Chickering & Sons was an American piano manufacturer located in Boston, Massachusetts. The company was founded in 1823 by Jonas Chickering and James Stewart, but the partnership dissolved four years later. By 1830 Jonas Chickering became partners with John Mackay, manufacturing pianos as “Chickering & Company” and later “Chickering & Mackays” until the senior Mackay died in 1841 and reorganized as “Chickering & Sons” in 1853. Chickering pianos continued to be made until 1983.

It was P.T. Barnum who persuaded Jenny Lind – the Swedish Nightingale – to make a concert tour of the United States. After her agreement, Barnum commissioned the Chickering company to manufacture a custom grand piano for her nationwide tour, ultimately involving 93 performances. The piano was completed by August 1850; Lind arrived in September, and the concert series began in Boston. Her pianist was Otto Goldschmidt, whom she married at the end of her tour.

Coincidentally, as the tour began, Henry E. Steinway (Steinweg) and his large family arrived in New York as immigrants from Germany. Henry attended the opening night of the NYC concert series but showed little interest in the diva. His profound interest was in the Chickering piano, to which he dashed for such careful examination that he nearly had to be hauled away so the concert could begin.
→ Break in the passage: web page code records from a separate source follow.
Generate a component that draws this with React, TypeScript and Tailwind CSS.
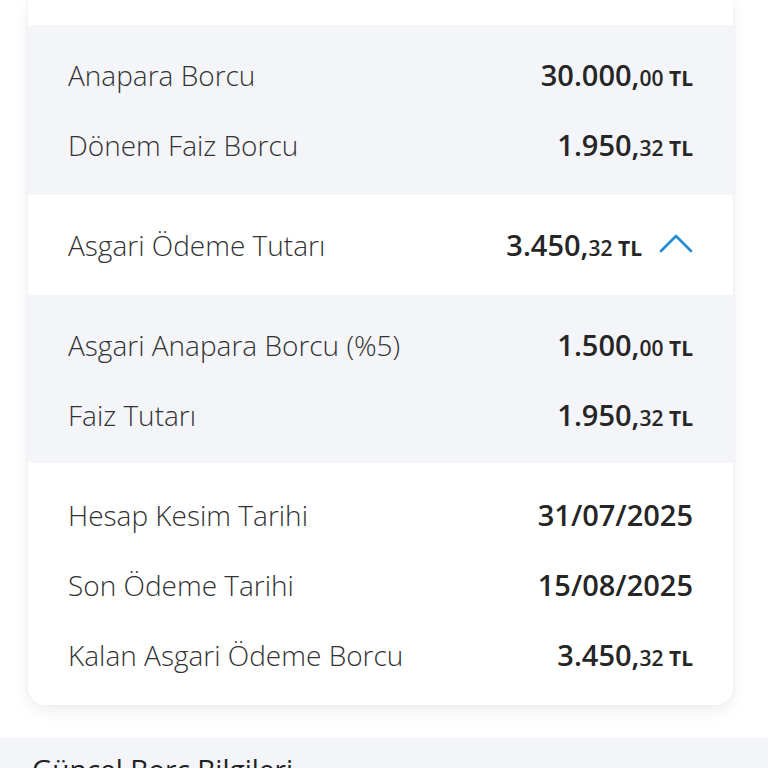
type Row = { label: string; whole: string; frac?: string }

const principal: Row[] = [
  { label: "Anapara Borcu", whole: "30.000,", frac: "00" },
  { label: "Dönem Faiz Borcu", whole: "1.950,", frac: "32" },
]

const minimumBreakdown: Row[] = [
  { label: "Asgari Anapara Borcu (%5)", whole: "1.500,", frac: "00" },
  { label: "Faiz Tutarı", whole: "1.950,", frac: "32" },
]

const statement: Row[] = [
  { label: "Hesap Kesim Tarihi", whole: "31/07/2025" },
  { label: "Son Ödeme Tarihi", whole: "15/08/2025" },
  { label: "Kalan Asgari Ödeme Borcu", whole: "3.450,", frac: "32" },
]

function Amount({ whole, frac }: { whole: string; frac?: string }) {
  return (
    <span className="font-semibold text-[#262626] whitespace-nowrap">
      <span className="text-[29px]">{whole}</span>
      {frac !== undefined && (
        <span className="text-[21px]">
          {frac} <span className="font-bold">TL</span>
        </span>
      )}
    </span>
  )
}

function DetailRow({ row }: { row: Row }) {
  return (
    <div className="h-[70px] flex items-center justify-between">
      <span className="text-[28px] font-light text-[#333]">{row.label}</span>
      <Amount whole={row.whole} frac={row.frac} />
    </div>
  )
}

export default function App() {
  return (
    <div
      className="h-[768px] w-[768px] overflow-hidden bg-white flex flex-col"
      style={{ fontFamily: '"Open Sans", "Noto Sans", sans-serif' }}
    >
      <div className="shrink-0 mx-[28px] w-[705px] bg-white rounded-b-[18px] shadow-[0_6px_16px_rgba(20,30,60,0.07),0_0_6px_rgba(20,30,60,0.04)] overflow-hidden">
        <div className="h-[25px] bg-white" />

        <div className="bg-[#f4f5f9] px-10 pt-[15px] pb-[15px]">
          {principal.map((r) => (
            <DetailRow key={r.label} row={r} />
          ))}
        </div>

        <div className="h-[100px] px-10 flex items-center justify-between bg-white">
          <span className="text-[28px] font-light text-[#333]">Asgari Ödeme Tutarı</span>
          <div className="flex items-center gap-[17px]">
            <Amount whole="3.450," frac="32" />
            <svg width="34" height="20" viewBox="0 0 34 20" fill="none" className="mb-[4px]">
              <polyline
                points="2,18 17,3 32,18"
                stroke="#1f8dd6"
                strokeWidth="2.6"
                strokeLinecap="round"
                strokeLinejoin="round"
              />
            </svg>
          </div>
        </div>

        <div className="bg-[#f4f5f9] px-10 pt-[15px] pb-[13px]">
          {minimumBreakdown.map((r) => (
            <DetailRow key={r.label} row={r} />
          ))}
        </div>

        <div className="bg-white px-10 pt-[17px] pb-[15px]">
          {statement.map((r) => (
            <DetailRow key={r.label} row={r} />
          ))}
        </div>
      </div>

      <div className="mt-[33px] flex-1 bg-[#f4f5f8] px-8 pt-[10px]">
        <h2 className="text-[28px] font-medium text-[#222]">Güncel Borç Bilgileri</h2>
      </div>
    </div>
  )
}
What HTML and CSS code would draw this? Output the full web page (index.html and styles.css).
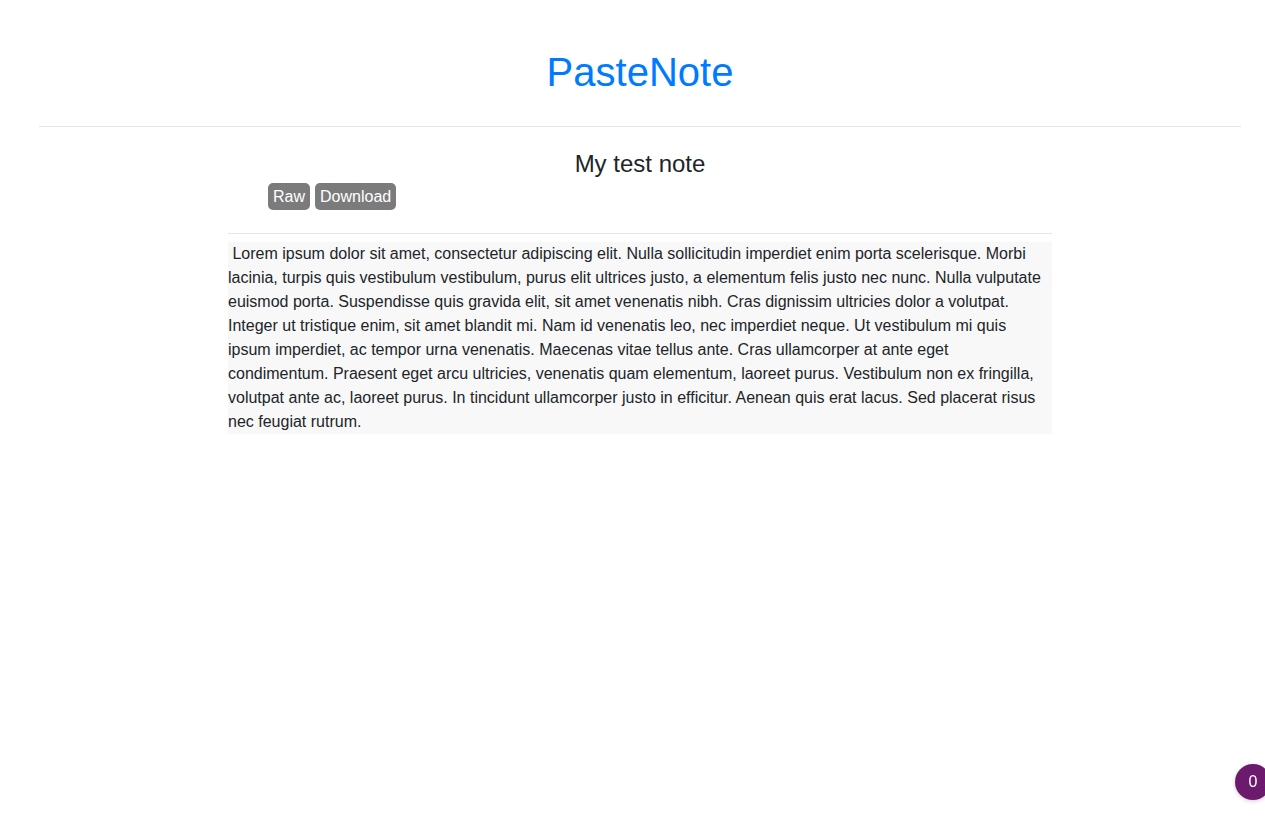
FILE: index.html
```html
<!DOCTYPE html>
<html>
<head>
<meta charset="utf-8">
<title>PasteNote</title>
<link rel="stylesheet" href="styles.css">
</head>
<body>
<div class="page">
  <header class="site-header">
    <h1 class="brand">PasteNote</h1>
  </header>
  <hr class="rule-wide">
  <main class="note">
    <h3 class="note-title">My test note</h3>
    <div class="actions">
      <a class="btn" href="#">Raw</a>
      <a class="btn" href="#">Download</a>
    </div>
    <hr class="rule">
    <div class="note-body"> Lorem ipsum dolor sit amet, consectetur adipiscing elit. Nulla sollicitudin imperdiet enim porta scelerisque. Morbi lacinia, turpis quis vestibulum vestibulum, purus elit ultrices justo, a elementum felis justo nec nunc. Nulla vulputate euismod porta. Suspendisse quis gravida elit, sit amet venenatis nibh. Cras dignissim ultricies dolor a volutpat. Integer ut tristique enim, sit amet blandit mi. Nam id venenatis leo, nec imperdiet neque. Ut vestibulum mi quis ipsum imperdiet, ac tempor urna venenatis. Maecenas vitae tellus ante. Cras ullamcorper at ante eget condimentum. Praesent eget arcu ultricies, venenatis quam elementum, laoreet purus. Vestibulum non ex fringilla, volutpat ante ac, laoreet purus. In tincidunt ullamcorper justo in efficitur. Aenean quis erat lacus. Sed placerat risus nec feugiat rutrum.</div>
  </main>
</div>
<div class="counter">0</div>
</body>
</html>
```
FILE: styles.css
```css
html, body {
  margin: 0;
  padding: 0;
  background: #fff;
  overflow: hidden;
}
body {
  font-family: "Liberation Sans", Arial, sans-serif;
  font-size: 16px;
  line-height: 24px;
  color: #212529;
}
.page {
  margin-left: 15px;
  display: flex;
  flex-direction: column;
}
.site-header {
  padding-top: 48px;
  display: flex;
  justify-content: center;
}
.brand {
  margin: 0;
  font-size: 40px;
  line-height: 48px;
  font-weight: 400;
  color: #007bff;
}
.rule-wide {
  margin: 30px 24px 0 24px;
  border: 0;
  border-top: 1px solid #e6e6e6;
  height: 0;
}
.note {
  width: 824px;
  align-self: center;
  display: flex;
  flex-direction: column;
}
.note-title {
  margin: 22px 0 0 0;
  font-size: 24px;
  line-height: 29px;
  font-weight: 400;
  text-align: center;
}
.actions {
  display: flex;
  gap: 5px;
  padding-left: 40px;
  margin-top: 5px;
}
.btn {
  display: inline-block;
  background: #7b7b7b;
  color: #fff;
  text-decoration: none;
  font-size: 16px;
  line-height: 24px;
  padding: 2px 5px 1px 5px;
  border-radius: 5px;
}
.rule {
  margin: 23px 0 0 0;
  border: 0;
  border-top: 1px solid #e6e6e6;
  height: 0;
}
.note-body {
  margin-top: 8px;
  background: #f8f8f8;
  white-space: pre-wrap;
  padding: 0;
}
.counter {
  position: fixed;
  right: -6px;
  bottom: 17px;
  width: 36px;
  height: 36px;
  border-radius: 50%;
  background: #6b1a6e;
  color: #fff;
  font-size: 16px;
  display: flex;
  align-items: center;
  justify-content: center;
  box-shadow: 0 1px 4px rgba(0,0,0,0.2);
}
```
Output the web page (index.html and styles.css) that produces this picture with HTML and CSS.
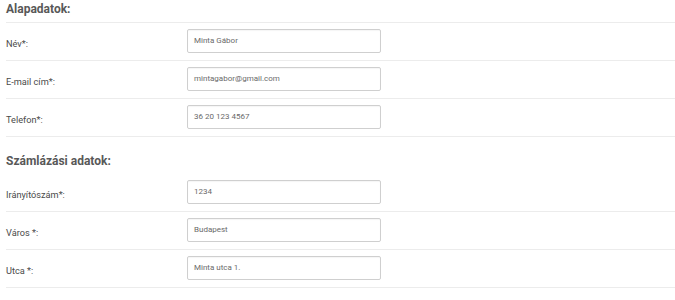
FILE: index.html
```html
<!DOCTYPE html>
<html lang="hu">
<head>
<meta charset="utf-8">
<title>Adatok</title>
<link rel="stylesheet" href="styles.css">
</head>
<body>
<div class="form">
  <section class="section">
    <h2 class="section-title section-title--ruled">Alapadatok:</h2>
    <div class="row">
      <label class="label">Név*:</label>
      <div class="field">Minta Gábor</div>
    </div>
    <div class="row">
      <label class="label">E-mail cím*:</label>
      <div class="field">mintagabor@gmail.com</div>
    </div>
    <div class="row">
      <label class="label">Telefon*:</label>
      <div class="field">36 20 123 4567</div>
    </div>
  </section>
  <section class="section">
    <h2 class="section-title section-title--spaced">Számlázási adatok:</h2>
    <div class="row">
      <label class="label">Irányítószám*:</label>
      <div class="field">1234</div>
    </div>
    <div class="row">
      <label class="label">Város *:</label>
      <div class="field">Budapest</div>
    </div>
    <div class="row">
      <label class="label">Utca *:</label>
      <div class="field">Minta utca 1.</div>
    </div>
  </section>
</div>
</body>
</html>
```

FILE: styles.css
```css
html, body {
  margin: 0;
  padding: 0;
  background: #ffffff;
}

body {
  font-family: Roboto, "Liberation Sans", Arial, sans-serif;
  color: #555555;
}

.form {
  padding-left: 6px;
}

.section-title {
  margin: 0;
  font-size: 12px;
  line-height: 18px;
  font-weight: 700;
  color: #585858;
  padding-bottom: 4px;
}

.section-title--ruled {
  border-bottom: 1px solid #ececec;
}

.section-title--spaced {
  margin-top: 15px;
}

.row {
  display: grid;
  grid-template-columns: 181px 194px;
  align-items: start;
  padding: 6px 0 7px;
  border-bottom: 1px solid #ececec;
}

.label {
  font-size: 9.2px;
  line-height: 14px;
  padding-top: 8px;
  color: #4a4a4a;
}

.field {
  box-sizing: border-box;
  height: 24px;
  border: 1px solid #cfcfcf;
  border-radius: 2px;
  padding: 0 6px;
  font-size: 8px;
  line-height: 22px;
  color: #6a6a6a;
  box-shadow: inset 0 1px 1px rgba(0, 0, 0, 0.04);
}
```
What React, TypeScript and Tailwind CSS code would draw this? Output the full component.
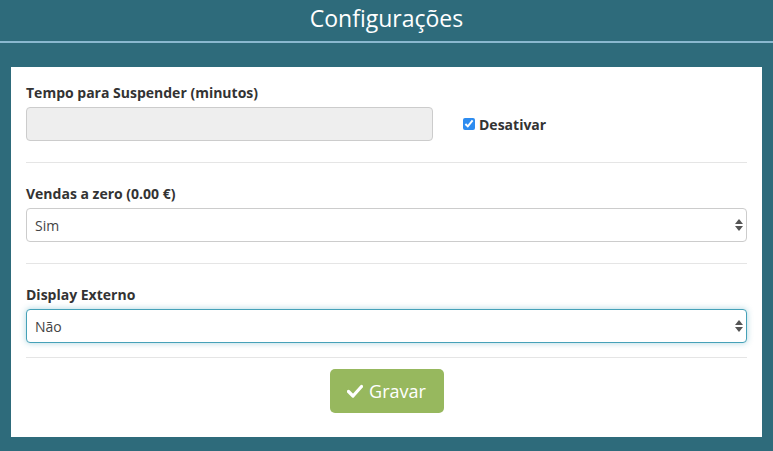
import { useState } from "react";

export default function App() {
  const [disabled, setDisabled] = useState(true);
  const [zero, setZero] = useState("Sim");
  const [display, setDisplay] = useState("Não");

  return (
    <div className="min-h-[451px] bg-[#2e6b7b] font-['Open_Sans',sans-serif] text-[#333]">
      <div className="h-[43px] flex items-center justify-center border-b-2 border-[#8ab8cf]">
        <h1 className="text-[23px] font-normal text-white leading-none -mt-[4px]">Configurações</h1>
      </div>

      <div className="px-[11px] pt-[24px] pb-[12px]">
        <div className="bg-white px-[15px] pt-[16px] pb-[24px]">
          <div className="flex items-end gap-[30px]">
            <div className="w-[407px]">
              <Label>Tempo para Suspender (minutos)</Label>
              <input
                disabled
                className="block w-full h-[34px] rounded-[4px] border border-[#ccc] bg-[#eee] px-3"
              />
            </div>
            <label className="flex items-center gap-[4px] h-[34px] text-[14px] font-bold">
              <input
                type="checkbox"
                checked={disabled}
                onChange={(e) => setDisabled(e.target.checked)}
                className="w-[12px] h-[12px] accent-[#2d8cf0]"
              />
              Desativar
            </label>
          </div>

          <Divider />

          <Label>Vendas a zero (0.00 €)</Label>
          <Select value={zero} onChange={setZero} options={["Sim", "Não"]} />

          <Divider />

          <Label>Display Externo</Label>
          <Select value={display} onChange={setDisplay} options={["Sim", "Não"]} focused />

          <div className="mt-[14px] border-t border-[#e5e5e5] pt-[11px] flex justify-center">
            <button className="h-[44px] w-[114px] rounded-[5px] bg-[#97b85e] text-white text-[18px] flex items-center justify-center gap-[6px]">
              <svg width="16" height="14" viewBox="0 0 16 14">
                <path d="M1.5 7.5 L6 12 L14.5 2.5" fill="none" stroke="white" strokeWidth="3.2" strokeLinecap="round" strokeLinejoin="round" />
              </svg>
              Gravar
            </button>
          </div>
        </div>
      </div>
    </div>
  );
}

function Label({ children }: { children: React.ReactNode }) {
  return <div className="text-[14px] font-bold leading-[20px] mb-[4px]">{children}</div>;
}

function Divider() {
  return <div className="border-t border-[#e5e5e5] mt-[21px] mb-[21px]" />;
}

function Select({
  value,
  onChange,
  options,
  focused,
}: {
  value: string;
  onChange: (v: string) => void;
  options: string[];
  focused?: boolean;
}) {
  return (
    <div className="relative">
      <select
        value={value}
        onChange={(e) => onChange(e.target.value)}
        className={
          focused
            ? "block w-full h-[34px] appearance-none rounded-[4px] border border-[#45a1b8] bg-white pl-[8px] text-[14px] text-[#444] shadow-[0_0_6px_rgba(69,161,184,0.45)] outline-none"
            : "block w-full h-[34px] appearance-none rounded-[4px] border border-[#ccc] bg-white pl-[8px] text-[14px] text-[#444] outline-none"
        }
      >
        {options.map((o) => (
          <option key={o}>{o}</option>
        ))}
      </select>
      <svg className="absolute right-[4px] top-[11px] pointer-events-none" width="8" height="12" viewBox="0 0 8 12">
        <path d="M4 0 L8 5 L0 5 Z" fill="#555" />
        <path d="M0 7 L8 7 L4 12 Z" fill="#555" />
      </svg>
    </div>
  );
}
On December 1, 1852, a fire destroyed Chickering’s piano factory at 336 Washington Street in Boston. One policeman was killed. The walls of the building collapsed and set adjoining structures on fire. A new factory was built in 1853-54 at 791 Tremont Street in Boston.

Jonas Chickering made several major contributions to the development of piano technology, most notably by introducing a one-piece cast-iron plate to support the greater string tension of larger grand pianos. He also invented a new deflection of the strings and, in 1845, the first convenient method for over-stringing in square pianos. Instead of setting the strings side by side, the company substituted an arrangement of the string in two banks, one over the other. This not only saved space but brought the powerful bass strings directly over the most resonant part of the soundboard, a principle used to this day in constructing all pianos, both grand and uprights.

Chickering was the largest piano manufacturer in the United States in the middle of the 19th century but was surpassed in the 1860s by Steinway. In 1867, Jonas’s son Frank Chickering had the Imperial Cross of the Legion of Honour. One of the world’s most prestigious non-military awards, bestowed upon him by Emperor Napoleon III for services to the art of music, one of more than 200 awards the piano manufacturer garnered over the years.

The company became part of the American Piano Company (Ampico) in 1908 and continued after the merger in 1932 of American with the Aeolian Company to form Aeolian-American. That company went out of business in 1985, and the Chickering name continued to be applied to new pianos produced by Wurlitzer and then the Baldwin Piano Company.